Au début du mois de juillet, l’association anti-raciste écrivait au préfet de l’Ain pour demander l’interdiction de la deuxième édition d’un festival de black metal, le Ragnard Rock Fest, qui mêle concerts et animations vikings à Simandre-sur-Suran, du 21 au 24 juillet.

Ce qui pose problème est la présence de plusieurs formations de la scène National Socialist Black Metal (NSBM) parmi la vingtaine de groupes.

SOS Racisme détaille le pédigrée de trois groupes :

  • « Le groupe Graveland a participé au festival italien nommé « Hot Shower » le 2 avril 2016 à Milan. En référence aux méthodes utilisées par le régime nazi durant la Shoah ».
    Dans un interview à Decibel Magazine de 2010, le leader de Graveland précise sa pensée politique. Il affirme notamment que « Nous avons tous besoin de la ségrégation raciale pour préserver notre propre culture et de la spiritualité ». Ou justifie encore l’antisémitisme : « qui vient de l’évaluation de la situation et des activités du lobby juif international politique contemporaine. »
  • « Noktural Mortum est un groupe ukrainien qui s’est récemment produit au soutien de l’organisation ultranationaliste ukrainienne AZOV en 2014 et en 2015. Dénoncée par l’ONU et Amnesty International comme étant coupable de violation des Droits de l’Homme. La symbolique de ce groupe épouse celle du régime nazi. C’est une des raisons pour lesquelles les prestations de ce groupe sont interdites dans divers pays européens ». Dans son répertoire, le vieux groupe a cette chanson « The call of the Aryan Spirit » (« L’appel de l’esprit aryen »). Avec des paroles comme : « Cracher à la gueule des Juifs, les découper en morceaux » (« Spit in jewish faces, cut them into pieces »), comme le relevait le huffingtonpost.
  • « Naer Mataron est un groupe grec qui a pour bassiste le député du parti d’extrême droite Aube Dorée, Giorgos Germenis.

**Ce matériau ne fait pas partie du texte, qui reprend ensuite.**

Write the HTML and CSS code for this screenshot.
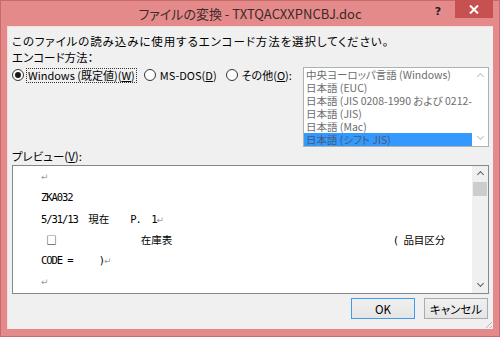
FILE: index.html
```html
<!DOCTYPE html>
<html lang="ja">
<head>
  <meta charset="UTF-8" />
  <title>ファイルの変換</title>
  <link rel="stylesheet" href="styles.css">
</head>
<body>
  <div class="window">
    <div class="titlebar">
      <div class="title">ファイルの変換 - TXTQACXXPNCBJ.doc</div>
      <div class="caption-btns">
        <span class="help">?</span>
        <span class="close">
          <svg width="10" height="9" viewBox="0 0 10 9"><path d="M1 0.5 L9 8.5 M9 0.5 L1 8.5" stroke="#fff" stroke-width="2"/></svg>
        </span>
      </div>
    </div>

    <div class="client">
      <p class="line intro">このファイルの読み込みに使用するエンコード方法を選択してください。</p>
      <p class="line">エンコード方法：</p>

      <div class="enc-row">
        <div class="radios">
          <label class="radio checked"><span class="circle"></span><span class="txt focus">Windows (既定値)(<u>W</u>)</span></label>
          <label class="radio"><span class="circle"></span><span class="txt">MS-DOS(<u>D</u>)</span></label>
          <label class="radio"><span class="circle"></span><span class="txt">その他(<u>O</u>):</span></label>
        </div>
        <div class="listbox">
          <ul class="items">
            <li>中央ヨーロッパ言語 (Windows)</li>
            <li>日本語 (EUC)</li>
            <li>日本語 (JIS 0208-1990 および 0212-1990)</li>
            <li>日本語 (JIS)</li>
            <li>日本語 (Mac)</li>
            <li class="selected">日本語 (シフト JIS)</li>
          </ul>
          <div class="vscroll disabled">
            <span class="arrow up"></span>
            <span class="track"></span>
            <span class="arrow down"></span>
          </div>
        </div>
      </div>

      <p class="line preview-label">プレビュー(<u>V</u>):</p>
      <div class="preview">
        <div class="pv-text">
          <div class="pv-line"><span class="ret">↵</span></div>
          <div class="pv-line">ZKA032</div>
          <div class="pv-line">5/31/13  <span class="jp">現在</span>    P.  1<span class="ret">↵</span></div>
          <div class="pv-line"> <span class="jp">□</span>                <span class="jp">在庫表</span>                                          ( <span class="jp">品目区分</span></div>
          <div class="pv-line">CODE =     )<span class="ret">↵</span></div>
          <div class="pv-line"><span class="ret">↵</span></div>
        </div>
        <div class="vscroll">
          <span class="arrow up"></span>
          <span class="track"><span class="thumb"></span></span>
          <span class="arrow down"></span>
        </div>
      </div>

      <div class="buttons">
        <button class="btn default">OK</button>
        <button class="btn">キャンセル</button>
      </div>
      <div class="grip"></div>
    </div>
  </div>
</body>
</html>
```

FILE: styles.css
```css
* { box-sizing: border-box; }

body {
  margin: 0;
  width: 500px;
  height: 337px;
  overflow: hidden;
  font-family: "Noto Sans CJK JP", sans-serif;
  font-feature-settings: "palt";
  font-size: 11.5px;
  color: #000;
  background: #fff;
}

.window {
  width: 500px;
  height: 337px;
  background: #e48a8a;
  border: 1px solid #c96a6a;
  display: flex;
  flex-direction: column;
}

/* title bar */
.titlebar {
  position: relative;
  height: 25px;
  flex: none;
}
.title {
  text-align: center;
  font-size: 13px;
  line-height: 26px;
  color: #3a2a2a;
}
.caption-btns {
  position: absolute;
  top: -1px;
  right: 6px;
  display: flex;
  align-items: flex-start;
}
.help {
  width: 30px;
  height: 20px;
  text-align: center;
  font-family: "DejaVu Sans", sans-serif;
  font-weight: bold;
  font-size: 11px;
  line-height: 24px;
  color: #222;
  margin-right: 2px;
}
.close {
  width: 38px;
  height: 18px;
  background: #c75050;
  display: flex;
  align-items: center;
  justify-content: center;
}

/* client area */
.client {
  position: relative;
  flex: 1;
  margin: 0 6px 7px;
  background: #f0f0f0;
  border-top: 1px solid #f6dede;
  border-left: 1px solid #f6dede;
  padding: 6px 4px 0 4px;
  display: flex;
  flex-direction: column;
}

.line {
  margin: 0;
  line-height: 16px;
  white-space: nowrap;
}
.intro { letter-spacing: 0.9px; }
u { text-decoration: underline; text-underline-offset: 1px; }

.enc-row {
  display: flex;
  margin-top: 2px;
}
.radios {
  flex: 1;
  display: flex;
  gap: 7px;
  align-items: flex-start;
  white-space: nowrap;
  font-size: 11px;
}
.radio {
  display: flex;
  align-items: center;
  height: 16px;
}
.circle {
  width: 12px;
  height: 12px;
  border: 1px solid #333;
  border-radius: 50%;
  background: #fff;
  margin-right: 2px;
  display: flex;
  align-items: center;
  justify-content: center;
}
.radio.checked .circle::after {
  content: "";
  width: 6px;
  height: 6px;
  border-radius: 50%;
  background: #1a1a1a;
}
.txt {
  padding: 0 1px;
  border: 1px dotted transparent;
  line-height: 13px;
}
.txt.focus { border-color: #333; }

/* listbox */
.listbox {
  flex: none;
  width: 186px;
  height: 80px;
  border: 1px solid #adb2b5;
  background: #fff;
  display: flex;
}
.items {
  list-style: none;
  margin: 0;
  padding: 0;
  flex: 1;
  min-width: 0;
  overflow: hidden;
}
.items li {
  height: 13px;
  line-height: 13px;
  padding-left: 2px;
  white-space: nowrap;
  overflow: hidden;
  color: #6d6d6d;
  font-size: 10.5px;
}
.items li.selected {
  background: #3399ff;
  color: #4a5a70;
}

/* scrollbars */
.vscroll {
  width: 16px;
  flex: none;
  background: #f0f0f0;
  display: flex;
  flex-direction: column;
}
.listbox .vscroll { background: #fff; }
.arrow {
  height: 15px;
  flex: none;
  display: flex;
  align-items: center;
  justify-content: center;
}
.arrow::after {
  content: "";
  width: 4px;
  height: 4px;
  border-left: 1.5px solid #606060;
  border-top: 1.5px solid #606060;
}
.arrow.up::after { transform: translateY(1px) rotate(45deg); }
.arrow.down::after { transform: translateY(-2px) rotate(225deg); }
.vscroll.disabled .arrow::after { border-color: #c4c4c4; }
.track {
  flex: 1;
  padding: 1px 1px;
}
.thumb {
  display: block;
  height: 14px;
  background: #cdcdcd;
}

/* preview */
.preview-label { margin-top: 1px; }
.preview {
  margin-top: 1px;
  height: 129px;
  border: 1px solid #828790;
  background: #fff;
  display: flex;
}
.pv-text {
  flex: 1;
  padding-left: 28px;
  overflow: hidden;
}
.pv-line {
  height: 21px;
  line-height: 21px;
  white-space: pre;
  font-family: "DejaVu Sans Mono", monospace;
  font-size: 10.5px;
  letter-spacing: -1.07px;
}
.jp {
  font-family: "Noto Sans CJK JP", sans-serif;
  font-feature-settings: normal;
  letter-spacing: 0;
}
.ret {
  font-family: "DejaVu Sans", sans-serif;
  color: #9a9a9a;
  font-size: 9px;
  letter-spacing: 0;
}

/* buttons */
.buttons {
  display: flex;
  justify-content: flex-end;
  gap: 9px;
  margin-top: 4px;
  padding-right: 1px;
}
.btn {
  width: 64px;
  height: 21px;
  padding: 0;
  border: 1px solid #acacac;
  background: linear-gradient(#f0f0f0, #e5e5e5);
  font-family: "Noto Sans CJK JP", sans-serif;
  font-feature-settings: "palt";
  font-size: 11.5px;
  color: #000;
}
.btn.default { border-color: #3c9cf0; }

.grip {
  position: absolute;
  right: 1px;
  bottom: 1px;
  width: 6px;
  height: 6px;
  background: linear-gradient(135deg, transparent 45%, #b0b0b0 45%, #b0b0b0 55%, transparent 55%, transparent 75%, #b0b0b0 75%, #b0b0b0 85%, transparent 85%);
}
```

Les antifascistes de Fafwatch Franche-Comté ont également publié un post très détaillé sur ces groupes qui seront présents au Ragnard Fest.
Où l’on apprend notamment que :

  • Les Ukrainiens de Noktural Mortum ont joué en 2014 à un concert organisé pour Pravyï sektor (Secteur Droit – un parti ultranationaliste) et pour le bataillon Azov constitué de miliciens d’extrême droite. Deux autres groupes ukrainiens présents au festival affichent également leur soutien à Secteur Droit.
  • Les Polonais de Graveland, l’un des groupes cultes de la scène NSBM, a été interdit de scène en Allemagne.
  • La boutique grenobloise « Terre Celtique » tenait un stand en 2015 et sera présente en 2016. Son propriétaire est Christian Mollier, un activiste de l’extrême droite iséroise.


« Aucun groupe néonazi »

Dans un communiqué, les organisateurs ont répondu aux accusations des organisations anti-racistes :

« Lors de la première édition en 2015, (avalisée par les autorités locales) Nokturnal Mortum par exemple était déjà présent. Sans créer le moindre problème, ni faire du festival une tribune néo-nazie. 3/4 des membres d’origine (il y a 22 ans) ne sont plus présents et pour cause, les membres actuels étaient des enfants… Pour Graveland, le groupe est actuellement très loin de ces erreurs de jeunesse… Quant à Malpeste, le groupe n’a jamais eu de propos antisémites, racistes. C’est un groupe local. Qui se voit affubler d’une réputation bien nauséeuse. (…) Un humain ne peut-il avoir le droit de se tromper de chemin pour ensuite suivre un chemin de rédemption ? »

Interrogés par France 3 (à 14’25’’ du JT ci-dessous), l’un des organisateurs, Franco Giannelli, se montre catégorique :

« Il y a des groupes qui se revendiquent NSBM. Vous pouvez aller sur Internet et vous aurez les images des concerts. Il y a des svastika partout, des drapeaux nazis, ça « sieg » dans tous les coins. Aucun de ces groupes-là ne sera jamais présent au Ragnard Fest. »

Pourquoi le préfet n’interdit pas le festival

L’argumentaire des organisateurs a visiblement convaincu les autorités. Dans un mail envoyé à SOS Racisme le 13 juillet, le directeur de cabinet du préfet de l’Ain explique pourquoi le festival ne sera pas interdit.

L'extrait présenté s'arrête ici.